Why Parables?? (Devotional on Matthew 13:10-17)

Matthew 13 focuses primarily on Jesus teaching the people through the use of parables. A total of four parables are presented in this chapter. However, right in the middle of this section, there is a small excursus on why Jesus uses parables at all (vv.10-17). In simplest terms, Jesus says that he uses parables to fulfill the prophecy from Isaiah “You will be ever hearing but never understanding; you will be ever seeing but never perceiving. For this people’s heart has become calloused; they hardly hear with their ears, and they have closed their eyes. Otherwise, they might see with their eyes, hear with their ears, understand with their hearts and turn, and I would heal them.”

 

This explanation, when taken in isolation, feels callous. It paints Jesus as someone intentionally trying to hide his message. As someone seemingly trying to mislead people.
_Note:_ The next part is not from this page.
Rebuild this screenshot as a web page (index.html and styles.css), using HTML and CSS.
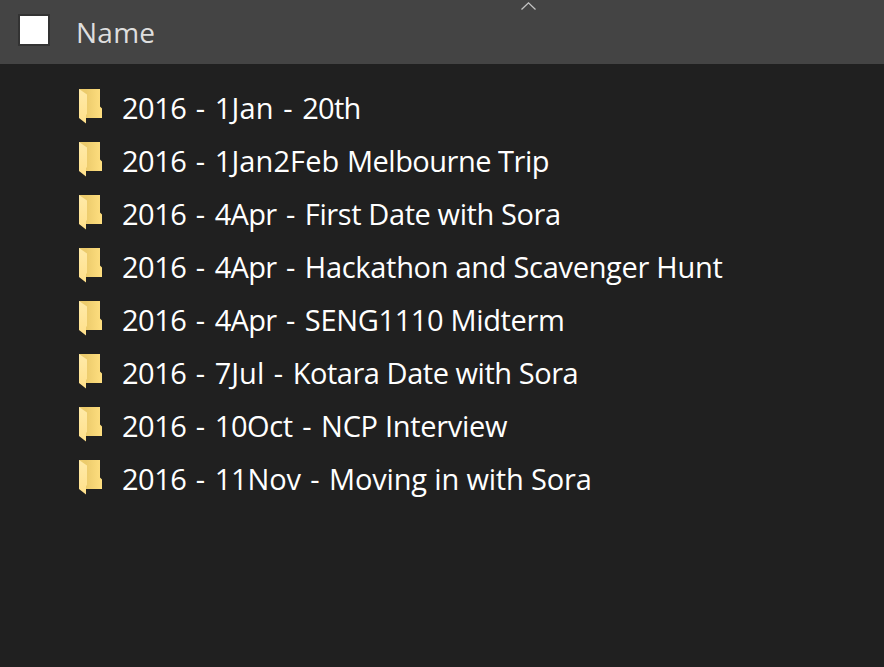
FILE: index.html
```html
<!DOCTYPE html>
<html lang="en">
<head>
<meta charset="utf-8">
<title>Folders</title>
<link rel="stylesheet" href="styles.css">
</head>
<body>
<svg class="defs" width="0" height="0" aria-hidden="true">
  <defs>
    <linearGradient id="back" x1="0" y1="0" x2="1" y2="0"><stop offset="0.3" stop-color="#eccb6c"/><stop offset="1" stop-color="#ffdf80"/></linearGradient>
    <linearGradient id="front" x1="0" y1="0" x2="0" y2="1"><stop offset="0" stop-color="#ffeaa8"/><stop offset="1" stop-color="#ffe08b"/></linearGradient>
    <symbol id="folder" viewBox="0 0 24 35"><path fill="url(#back)" d="M0 0h21v17.5l2 2V29H0z"/><path fill="url(#front)" d="M0 0l8 5.5V25l-1 1v8.5L0 29z"/></symbol>
  </defs>
</svg>
<header class="header">
  <span class="checkbox"></span>
  <span class="column">Name</span>
  <svg class="sort" width="18" height="10" viewBox="0 0 18 10"><path d="M1.5 8.5 8.5 1.8l7 6.7" fill="none" stroke="#c4c4c4" stroke-width="1.3"/></svg>
</header>
<ul class="files">
  <li class="row r1"><svg class="icon"><use href="#folder"/></svg><span class="name"><span class="year">2016</span><span class="sep"> - </span><span class="month">1Jan</span><span class="sep"> - </span><span class="title">20th</span></span></li>
  <li class="row r2"><svg class="icon"><use href="#folder"/></svg><span class="name"><span class="year">2016</span><span class="sep"> - </span><span class="month">1Jan2Feb</span> <span class="title">Melbourne Trip</span></span></li>
  <li class="row r3"><svg class="icon"><use href="#folder"/></svg><span class="name"><span class="year">2016</span><span class="sep"> - </span><span class="month">4Apr</span><span class="sep"> - </span><span class="title">First Date with Sora</span></span></li>
  <li class="row r4"><svg class="icon"><use href="#folder"/></svg><span class="name"><span class="year">2016</span><span class="sep"> - </span><span class="month">4Apr</span><span class="sep"> - </span><span class="title">Hackathon and Scavenger Hunt</span></span></li>
  <li class="row r5"><svg class="icon"><use href="#folder"/></svg><span class="name"><span class="year">2016</span><span class="sep"> - </span><span class="month">4Apr</span><span class="sep"> - </span><span class="title">SENG1110 Midterm</span></span></li>
  <li class="row r6"><svg class="icon"><use href="#folder"/></svg><span class="name"><span class="year">2016</span><span class="sep"> - </span><span class="month">7Jul</span><span class="sep"> - </span><span class="title">Kotara Date with Sora</span></span></li>
  <li class="row r7"><svg class="icon"><use href="#folder"/></svg><span class="name"><span class="year">2016</span><span class="sep"> - </span><span class="month">10Oct</span><span class="sep"> - </span><span class="title">NCP Interview</span></span></li>
  <li class="row r8"><svg class="icon"><use href="#folder"/></svg><span class="name"><span class="year">2016</span><span class="sep"> - </span><span class="month">11Nov</span><span class="sep"> - </span><span class="title">Moving in with Sora</span></span></li>
</ul>
</body>
</html>
```
FILE: styles.css
```css
* { box-sizing: border-box; }
body { margin: 0; min-height: 667px; background: #202020; color: #fff; font-family: "Open Sans", "Noto Sans", sans-serif; font-size: 29px; overflow: hidden; }
.defs { position: absolute; }
.header { position: relative; display: flex; height: 64px; background: #444; }
.checkbox { width: 32px; height: 32px; margin: 14px 0 0 18px; background: #fff; border: 2px solid #333; }
.column { margin: 12px 0 0 26px; line-height: 40px; font-size: 28px; letter-spacing: .25px; color: #dedede; }
.sort { position: absolute; left: 520px; top: 1px; }
.files { list-style: none; margin: 0; padding: 17px 0 0 79px; }
.row { display: flex; height: 53px; }
.icon { width: 24px; height: 35px; margin-top: 8px; flex: none; }
.name { margin-left: 19px; line-height: 54px; white-space: nowrap; }
.year { letter-spacing: -.5px; }
.sep { word-spacing: 2px; }
.r1 .month { letter-spacing: .2px; }
.r1 .title { letter-spacing: -.75px; }
.r2 .month { letter-spacing: .1px; }
.r2 .title { letter-spacing: -.5px; }
.r3 .month, .r4 .month, .r5 .month { letter-spacing: -.7px; }
.r3 .title { letter-spacing: -.4px; }
.r4 .title { letter-spacing: -.3px; }
.r5 .title { letter-spacing: -.35px; }
.r6 .title { letter-spacing: -.46px; }
.r7 .month { letter-spacing: -.4px; }
.r7 .title { letter-spacing: -.3px; }
.r8 .month { letter-spacing: -.2px; }
.r8 .title { letter-spacing: -.17px; }
```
However, I do not believe this is the intent of this explanation or of Jesus’ fondness of parables in the first place. At the most basic level, what is a parable? It is a morality tale. It is a story told to impart a message of right and wrong or of good and evil. Perhaps, the best analogous modern example are fairy-tales and fables. What does the story of the tortoise and the hare tell us? That pride can be the downfall of the powerful. What about Hansel and Gretel? That greed and gluttony will harm you in the end.

 

Stories like these are how we take hard to understand and high concept ideas and make them more palatable for children. I believe that Jesus is doing the same thing with his use of parables. He is taking concepts that might be difficult to understand and putting them in terms and situations that virtually everyone around him could understand. He is making it as easy as possible for people to hear and understand his message.

 

With this idea in mind, then his explanation of why he uses parables shifts slightly. Now, his use of parables does not come off as an attempt to confuse people into ‘hearing but never understanding’ but rather as an earnest attempt to make his message easy to grasp. By using parables,  Jesus is trying to cast as wide a net as possible, to help as many people as possible understand his message of salvation. This understanding then puts the Isaiah quote in a different context. It becomes less a stance on Jesus gatekeeping and more a disheartened plea for people to just simply open up their hearts and hear the words that Jesus is saying.

 

Jesus uses parables to give us as much information as possible, in a way we can most easily understand. It is Jesus taking the theologically rich topics of salvation, faith, atonement, and divine judgment and framing them so that they make sense and are easy to remember. It is Jesus’ way of making sure that as few people as possible fall into the camp of those who ‘hear but never perceive.’